El marido era catequista. Su joven esposa estaba embarazada. Esperaban su primer hijo con gran gozo. El viernes llegué para celebrar la misa cuando supe que ella acababa de dar a luz. Comencé a celebrar cada semana la misa con Jean Joseph, sus padres y unos cristianos de aquel pobre barrio africano. Muy pronto los padres llamaron a esta misa la «Eucaristía del niño».
Después de un año y medio nos dimos cuenta de que el niño tenía una enfermedad mental que le hacía parecer un muñeco de trapo. Jean-Joseph no reaccionaba a la voz de su madre, ni tampoco veía la cara de su padre. Sus padres se fueron alejando gradualmente de él. Por primera vez me encontraba ante una situación de rechazo por parte de los padres hacia su hijo. Comencé a experimentar tristeza e impotencia. El impacto y la desesperación habían sido demasiado grandes como para que ellos pudiesen aceptar la discapacidad de su hijo. En una sociedad en que la discapacidad es considerada como un castigo de Dios y fácilmente se abandona a estas personas, dejándolas morir de hambre, yo sentí un deber de pastor ante esta enorme injusticia.

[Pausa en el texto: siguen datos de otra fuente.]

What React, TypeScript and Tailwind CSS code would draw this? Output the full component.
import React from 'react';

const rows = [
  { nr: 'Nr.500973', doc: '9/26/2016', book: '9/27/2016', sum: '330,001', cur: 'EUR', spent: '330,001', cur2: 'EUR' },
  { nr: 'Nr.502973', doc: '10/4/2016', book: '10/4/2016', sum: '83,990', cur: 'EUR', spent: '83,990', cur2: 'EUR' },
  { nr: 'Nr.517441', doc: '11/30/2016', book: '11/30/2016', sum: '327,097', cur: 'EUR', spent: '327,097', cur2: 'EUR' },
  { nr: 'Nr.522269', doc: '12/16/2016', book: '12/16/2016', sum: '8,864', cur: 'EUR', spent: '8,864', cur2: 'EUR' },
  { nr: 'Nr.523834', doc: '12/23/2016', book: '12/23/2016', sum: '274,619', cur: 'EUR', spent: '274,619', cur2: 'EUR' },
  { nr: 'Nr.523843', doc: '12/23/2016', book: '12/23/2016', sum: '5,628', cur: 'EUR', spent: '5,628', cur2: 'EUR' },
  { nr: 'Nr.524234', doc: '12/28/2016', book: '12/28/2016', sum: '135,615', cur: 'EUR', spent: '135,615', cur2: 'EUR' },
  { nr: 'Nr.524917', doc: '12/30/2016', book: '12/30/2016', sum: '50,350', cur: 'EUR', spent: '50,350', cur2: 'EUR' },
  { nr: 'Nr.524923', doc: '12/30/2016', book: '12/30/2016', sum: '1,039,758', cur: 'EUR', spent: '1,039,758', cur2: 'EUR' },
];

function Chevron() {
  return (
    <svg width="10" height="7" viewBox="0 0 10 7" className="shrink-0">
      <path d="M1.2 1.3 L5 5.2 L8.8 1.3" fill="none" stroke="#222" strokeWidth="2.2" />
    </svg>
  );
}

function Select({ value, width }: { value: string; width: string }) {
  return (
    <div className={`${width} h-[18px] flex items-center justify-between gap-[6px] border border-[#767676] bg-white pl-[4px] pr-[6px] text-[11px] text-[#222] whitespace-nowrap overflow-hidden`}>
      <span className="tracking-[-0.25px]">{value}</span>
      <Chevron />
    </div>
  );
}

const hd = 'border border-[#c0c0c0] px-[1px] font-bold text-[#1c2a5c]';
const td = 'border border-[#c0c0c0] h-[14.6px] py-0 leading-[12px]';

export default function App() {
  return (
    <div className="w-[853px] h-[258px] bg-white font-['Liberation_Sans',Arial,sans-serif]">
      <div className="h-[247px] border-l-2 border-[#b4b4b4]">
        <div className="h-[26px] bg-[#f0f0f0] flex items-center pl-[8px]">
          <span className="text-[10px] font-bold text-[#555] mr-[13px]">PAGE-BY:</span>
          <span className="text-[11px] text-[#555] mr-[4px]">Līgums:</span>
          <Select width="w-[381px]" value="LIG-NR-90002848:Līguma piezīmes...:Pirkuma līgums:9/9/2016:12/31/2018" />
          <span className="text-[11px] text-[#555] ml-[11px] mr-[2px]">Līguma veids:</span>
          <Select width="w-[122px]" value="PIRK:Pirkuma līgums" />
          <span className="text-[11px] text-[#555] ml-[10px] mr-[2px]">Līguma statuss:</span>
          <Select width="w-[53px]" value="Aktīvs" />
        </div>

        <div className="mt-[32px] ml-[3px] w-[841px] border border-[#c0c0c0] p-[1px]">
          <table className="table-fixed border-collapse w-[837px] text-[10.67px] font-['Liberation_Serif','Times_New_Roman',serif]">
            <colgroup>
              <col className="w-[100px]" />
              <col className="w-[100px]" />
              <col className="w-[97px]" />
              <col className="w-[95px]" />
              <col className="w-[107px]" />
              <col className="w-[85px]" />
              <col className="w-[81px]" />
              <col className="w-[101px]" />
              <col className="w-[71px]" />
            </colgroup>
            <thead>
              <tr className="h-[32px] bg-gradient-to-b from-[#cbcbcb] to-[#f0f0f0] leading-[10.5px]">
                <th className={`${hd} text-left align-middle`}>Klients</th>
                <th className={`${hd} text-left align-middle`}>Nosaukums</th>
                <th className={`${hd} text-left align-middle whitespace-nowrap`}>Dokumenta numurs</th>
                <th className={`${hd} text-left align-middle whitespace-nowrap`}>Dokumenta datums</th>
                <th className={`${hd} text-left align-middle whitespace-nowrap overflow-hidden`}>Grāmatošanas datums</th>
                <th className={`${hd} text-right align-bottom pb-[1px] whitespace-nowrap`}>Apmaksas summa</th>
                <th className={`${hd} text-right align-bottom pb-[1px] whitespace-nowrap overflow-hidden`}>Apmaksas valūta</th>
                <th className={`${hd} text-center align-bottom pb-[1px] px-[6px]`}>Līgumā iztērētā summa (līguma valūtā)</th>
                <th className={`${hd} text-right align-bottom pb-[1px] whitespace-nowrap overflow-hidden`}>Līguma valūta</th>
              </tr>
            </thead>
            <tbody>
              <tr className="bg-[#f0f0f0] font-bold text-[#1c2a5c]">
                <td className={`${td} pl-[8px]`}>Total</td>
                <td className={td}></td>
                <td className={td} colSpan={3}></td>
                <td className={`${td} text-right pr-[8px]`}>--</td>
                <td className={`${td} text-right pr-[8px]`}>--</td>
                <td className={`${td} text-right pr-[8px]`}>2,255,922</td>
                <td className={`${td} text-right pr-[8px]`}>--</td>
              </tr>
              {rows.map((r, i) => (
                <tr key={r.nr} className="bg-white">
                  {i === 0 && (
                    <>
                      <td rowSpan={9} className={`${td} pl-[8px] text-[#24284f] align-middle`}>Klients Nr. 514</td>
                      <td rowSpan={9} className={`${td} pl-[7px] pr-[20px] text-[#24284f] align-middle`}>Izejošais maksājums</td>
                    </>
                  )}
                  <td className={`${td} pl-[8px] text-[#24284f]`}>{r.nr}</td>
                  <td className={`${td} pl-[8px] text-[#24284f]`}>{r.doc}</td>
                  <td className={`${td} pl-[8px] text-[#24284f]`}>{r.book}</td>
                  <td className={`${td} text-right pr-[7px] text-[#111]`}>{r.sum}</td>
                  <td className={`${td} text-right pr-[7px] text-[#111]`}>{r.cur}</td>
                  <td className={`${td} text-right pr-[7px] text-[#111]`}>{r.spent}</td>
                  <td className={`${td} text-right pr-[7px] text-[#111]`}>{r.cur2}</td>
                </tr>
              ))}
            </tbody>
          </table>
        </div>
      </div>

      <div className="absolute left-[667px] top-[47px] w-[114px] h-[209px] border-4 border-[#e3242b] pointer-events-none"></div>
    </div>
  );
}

Para ayudar a los padres a aceptar a su hijo, siempre lo tomaba en brazos durante la misa, para presentarlo al Señor, pidiendo que él ayude a sus padres a acogerlo. En cada Eucaristía yo ofrecía junto al pan y al vino este cuerpo herido, agotado e impedido, para que se convirtieran en el Cuerpo vivo que da la vida.
Un miércoles por la tarde, el niño se sentía muy mal y fui llamado para celebrar la eucaristía. Parecía que iba a morir, que estaba muy débil. Había perdido peso por el calor y la enfermedad. Estaba al final de su vida. Yo celebré la «misa del niño» con sus padres y algunos vecinos. Como de costumbre, tomé al niño en mis brazos, en la que iba a ser su última misa. En el momento del Padrenuestro, con su padre y su madre, que ya habían aceptado a su hijo, recitamos la oración de Jesús. Cuando dijimos «danos hoy nuestro pan de cada día» el niño abrió débilmente los ojos, nos miró y los cerró de nuevo, para ver por fin a Dios. Así se despidió de sus padres, durante la Eucaristía en la que había participado durante 18 meses.
Este niño es el símbolo de mi sacerdocio. Él y yo llegamos a África al mismo tiempo. Gracias a su nacimiento yo pude elegir vivir mi sacerdocio con los pobres y para los pobres. Jean Joseph es el cuerpo de Jesús sufriente. Un cuerpo herido que Dios usó para decirme que yo soy pobre, débil y miserable frente a la pobreza del mundo, y al mismo tiempo, que la potencia y el misterio de la Eucaristía y del sacerdocio pueden cambiar el mundo. Hoy, cuando voy a celebrar la Eucaristía, veo de nuevo a Jean Joseph. Y me dejo invadir por la fuerza del cuerpo de Cristo, ofrecido para salvar al mundo.